Thank you! I definitely think it helped. When I was a teenager, I was obsessed with painting, particularly self-portraits. I had to give up art because it encroached on my other subjects too much. Looking back at those paintings, they barely resemble me. That made me think about the act of being portrayed in a certain way, but one which did not necessarily reflect reality.
So, too, am I interested in craft, and the making of things, and the often obsessive mindset which accompanies this. As I mentioned, The Doll Factory is about objects, and in my job as a potter is to make things, many of which may outlive me, and which will have different resonances to different people. A mug might be symbolic of a relationship to someone.
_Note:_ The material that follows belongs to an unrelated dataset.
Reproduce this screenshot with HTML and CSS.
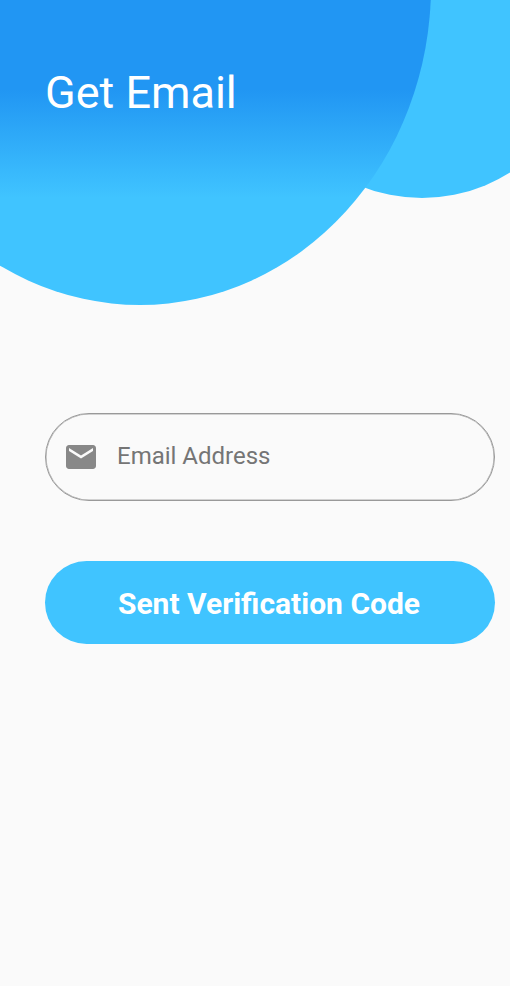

But beyond this, there was so much for me to learn and research. For example, I have never done taxidermy. I thought about how uniquely an artist might see the world – in terms of perspective and colour. I enjoyed learning more about the practice of painting, e.g. that canvases were bought from Brown’s on High Holborn, or that pigments were called madder, gamboge or bone black.
My second novel is set in a Victorian circus, and explores themes such as wonder, belonging, illusion, reality, female rage and display. My hope (and belief) is that I don’t have to have experienced an acrobat’s life (and I’m as inflexible as a plank) in order to build a compelling and convincing world.